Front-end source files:
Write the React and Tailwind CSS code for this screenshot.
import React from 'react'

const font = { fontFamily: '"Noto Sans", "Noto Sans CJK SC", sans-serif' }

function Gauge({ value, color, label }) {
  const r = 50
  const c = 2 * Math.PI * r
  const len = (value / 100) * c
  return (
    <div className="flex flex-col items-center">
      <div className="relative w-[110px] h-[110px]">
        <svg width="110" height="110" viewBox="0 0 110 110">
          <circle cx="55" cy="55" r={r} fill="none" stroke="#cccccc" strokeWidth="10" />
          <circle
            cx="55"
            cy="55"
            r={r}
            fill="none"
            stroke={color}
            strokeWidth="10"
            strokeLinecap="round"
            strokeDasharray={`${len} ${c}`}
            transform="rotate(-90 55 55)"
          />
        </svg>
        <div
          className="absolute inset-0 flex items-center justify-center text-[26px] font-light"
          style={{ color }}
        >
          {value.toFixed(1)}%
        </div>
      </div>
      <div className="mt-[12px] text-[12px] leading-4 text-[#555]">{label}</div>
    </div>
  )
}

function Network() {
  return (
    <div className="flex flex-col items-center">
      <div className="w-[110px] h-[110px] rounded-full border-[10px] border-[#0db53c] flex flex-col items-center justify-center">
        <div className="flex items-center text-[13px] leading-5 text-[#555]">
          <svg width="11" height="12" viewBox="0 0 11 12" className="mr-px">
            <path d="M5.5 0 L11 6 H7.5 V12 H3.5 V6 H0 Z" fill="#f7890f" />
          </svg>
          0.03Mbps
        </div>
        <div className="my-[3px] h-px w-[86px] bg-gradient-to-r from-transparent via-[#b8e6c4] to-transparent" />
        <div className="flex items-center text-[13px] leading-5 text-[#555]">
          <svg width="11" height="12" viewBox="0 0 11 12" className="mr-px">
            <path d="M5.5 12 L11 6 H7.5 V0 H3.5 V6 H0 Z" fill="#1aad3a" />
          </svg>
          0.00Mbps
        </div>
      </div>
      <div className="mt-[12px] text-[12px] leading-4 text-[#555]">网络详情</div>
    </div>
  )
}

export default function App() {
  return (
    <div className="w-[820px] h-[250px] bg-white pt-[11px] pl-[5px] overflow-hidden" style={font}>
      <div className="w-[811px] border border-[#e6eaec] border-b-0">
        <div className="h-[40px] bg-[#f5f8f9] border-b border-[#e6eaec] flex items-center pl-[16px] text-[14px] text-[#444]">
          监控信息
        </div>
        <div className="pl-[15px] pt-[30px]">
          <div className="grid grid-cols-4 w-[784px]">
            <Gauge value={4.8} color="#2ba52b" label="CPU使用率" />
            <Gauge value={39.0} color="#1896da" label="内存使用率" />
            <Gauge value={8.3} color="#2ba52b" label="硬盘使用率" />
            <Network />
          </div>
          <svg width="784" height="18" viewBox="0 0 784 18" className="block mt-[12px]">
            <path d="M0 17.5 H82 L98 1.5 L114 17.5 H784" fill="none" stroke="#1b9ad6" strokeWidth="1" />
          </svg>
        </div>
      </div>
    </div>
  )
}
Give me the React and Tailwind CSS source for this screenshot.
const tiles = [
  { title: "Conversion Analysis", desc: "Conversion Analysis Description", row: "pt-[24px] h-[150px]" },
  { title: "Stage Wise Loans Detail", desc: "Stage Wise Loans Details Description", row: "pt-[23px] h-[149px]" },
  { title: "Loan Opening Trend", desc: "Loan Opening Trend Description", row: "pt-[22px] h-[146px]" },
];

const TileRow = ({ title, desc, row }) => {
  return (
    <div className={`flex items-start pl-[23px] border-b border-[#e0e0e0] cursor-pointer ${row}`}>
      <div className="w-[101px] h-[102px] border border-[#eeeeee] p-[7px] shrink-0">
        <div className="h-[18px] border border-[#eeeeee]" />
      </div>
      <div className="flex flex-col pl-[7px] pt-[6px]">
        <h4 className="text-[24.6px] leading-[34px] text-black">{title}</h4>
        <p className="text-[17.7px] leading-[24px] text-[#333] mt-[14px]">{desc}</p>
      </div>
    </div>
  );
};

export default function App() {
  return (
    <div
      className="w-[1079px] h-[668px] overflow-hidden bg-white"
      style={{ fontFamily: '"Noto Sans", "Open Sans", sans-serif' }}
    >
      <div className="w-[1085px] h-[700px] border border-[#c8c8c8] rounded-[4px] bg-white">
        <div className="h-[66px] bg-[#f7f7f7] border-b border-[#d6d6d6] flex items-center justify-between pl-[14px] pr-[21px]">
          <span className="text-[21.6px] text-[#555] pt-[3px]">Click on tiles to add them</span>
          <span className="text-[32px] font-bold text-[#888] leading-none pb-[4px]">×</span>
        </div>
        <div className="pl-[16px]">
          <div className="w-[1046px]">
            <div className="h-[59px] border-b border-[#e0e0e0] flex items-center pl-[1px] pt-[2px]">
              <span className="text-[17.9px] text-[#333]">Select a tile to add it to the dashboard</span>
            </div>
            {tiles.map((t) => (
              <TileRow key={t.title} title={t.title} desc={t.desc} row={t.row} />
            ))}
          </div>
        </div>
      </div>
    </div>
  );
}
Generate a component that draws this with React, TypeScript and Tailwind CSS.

_Instructions for the task_. Repeat every entry exactly, please.

_Response to the exercise_.
Write the React and Tailwind CSS code for this screenshot.
import React from 'react'

const font = { fontFamily: '"Noto Sans", "Noto Sans CJK SC", sans-serif' }

function Gauge({ value, color, label }) {
  const r = 50
  const c = 2 * Math.PI * r
  const len = (value / 100) * c
  return (
    <div className="flex flex-col items-center">
      <div className="relative w-[110px] h-[110px]">
        <svg width="110" height="110" viewBox="0 0 110 110">
          <circle cx="55" cy="55" r={r} fill="none" stroke="#cccccc" strokeWidth="10" />
          <circle
            cx="55"
            cy="55"
            r={r}
            fill="none"
            stroke={color}
            strokeWidth="10"
            strokeLinecap="round"
            strokeDasharray={`${len} ${c}`}
            transform="rotate(-90 55 55)"
          />
        </svg>
        <div
          className="absolute inset-0 flex items-center justify-center text-[26px] font-light"
          style={{ color }}
        >
          {value.toFixed(1)}%
        </div>
      </div>
      <div className="mt-[12px] text-[12px] leading-4 text-[#555]">{label}</div>
    </div>
  )
}

function Network() {
  return (
    <div className="flex flex-col items-center">
      <div className="w-[110px] h-[110px] rounded-full border-[10px] border-[#0db53c] flex flex-col items-center justify-center">
        <div className="flex items-center text-[13px] leading-5 text-[#555]">
          <svg width="11" height="12" viewBox="0 0 11 12" className="mr-px">
            <path d="M5.5 0 L11 6 H7.5 V12 H3.5 V6 H0 Z" fill="#f7890f" />
          </svg>
          0.03Mbps
        </div>
        <div className="my-[3px] h-px w-[86px] bg-gradient-to-r from-transparent via-[#b8e6c4] to-transparent" />
        <div className="flex items-center text-[13px] leading-5 text-[#555]">
          <svg width="11" height="12" viewBox="0 0 11 12" className="mr-px">
            <path d="M5.5 12 L11 6 H7.5 V0 H3.5 V6 H0 Z" fill="#1aad3a" />
          </svg>
          0.00Mbps
        </div>
      </div>
      <div className="mt-[12px] text-[12px] leading-4 text-[#555]">网络详情</div>
    </div>
  )
}

export default function App() {
  return (
    <div className="w-[820px] h-[250px] bg-white pt-[11px] pl-[5px] overflow-hidden" style={font}>
      <div className="w-[811px] border border-[#e6eaec] border-b-0">
        <div className="h-[40px] bg-[#f5f8f9] border-b border-[#e6eaec] flex items-center pl-[16px] text-[14px] text-[#444]">
          监控信息
        </div>
        <div className="pl-[15px] pt-[30px]">
          <div className="grid grid-cols-4 w-[784px]">
            <Gauge value={4.8} color="#2ba52b" label="CPU使用率" />
            <Gauge value={39.0} color="#1896da" label="内存使用率" />
            <Gauge value={8.3} color="#2ba52b" label="硬盘使用率" />
            <Network />
          </div>
          <svg width="784" height="18" viewBox="0 0 784 18" className="block mt-[12px]">
            <path d="M0 17.5 H82 L98 1.5 L114 17.5 H784" fill="none" stroke="#1b9ad6" strokeWidth="1" />
          </svg>
        </div>
      </div>
    </div>
  )
}
Give me the React and Tailwind CSS source for this screenshot.
const tiles = [
  { title: "Conversion Analysis", desc: "Conversion Analysis Description", row: "pt-[24px] h-[150px]" },
  { title: "Stage Wise Loans Detail", desc: "Stage Wise Loans Details Description", row: "pt-[23px] h-[149px]" },
  { title: "Loan Opening Trend", desc: "Loan Opening Trend Description", row: "pt-[22px] h-[146px]" },
];

const TileRow = ({ title, desc, row }) => {
  return (
    <div className={`flex items-start pl-[23px] border-b border-[#e0e0e0] cursor-pointer ${row}`}>
      <div className="w-[101px] h-[102px] border border-[#eeeeee] p-[7px] shrink-0">
        <div className="h-[18px] border border-[#eeeeee]" />
      </div>
      <div className="flex flex-col pl-[7px] pt-[6px]">
        <h4 className="text-[24.6px] leading-[34px] text-black">{title}</h4>
        <p className="text-[17.7px] leading-[24px] text-[#333] mt-[14px]">{desc}</p>
      </div>
    </div>
  );
};

export default function App() {
  return (
    <div
      className="w-[1079px] h-[668px] overflow-hidden bg-white"
      style={{ fontFamily: '"Noto Sans", "Open Sans", sans-serif' }}
    >
      <div className="w-[1085px] h-[700px] border border-[#c8c8c8] rounded-[4px] bg-white">
        <div className="h-[66px] bg-[#f7f7f7] border-b border-[#d6d6d6] flex items-center justify-between pl-[14px] pr-[21px]">
          <span className="text-[21.6px] text-[#555] pt-[3px]">Click on tiles to add them</span>
          <span className="text-[32px] font-bold text-[#888] leading-none pb-[4px]">×</span>
        </div>
        <div className="pl-[16px]">
          <div className="w-[1046px]">
            <div className="h-[59px] border-b border-[#e0e0e0] flex items-center pl-[1px] pt-[2px]">
              <span className="text-[17.9px] text-[#333]">Select a tile to add it to the dashboard</span>
            </div>
            {tiles.map((t) => (
              <TileRow key={t.title} title={t.title} desc={t.desc} row={t.row} />
            ))}
          </div>
        </div>
      </div>
    </div>
  );
}
Generate a component that draws this with React, TypeScript and Tailwind CSS.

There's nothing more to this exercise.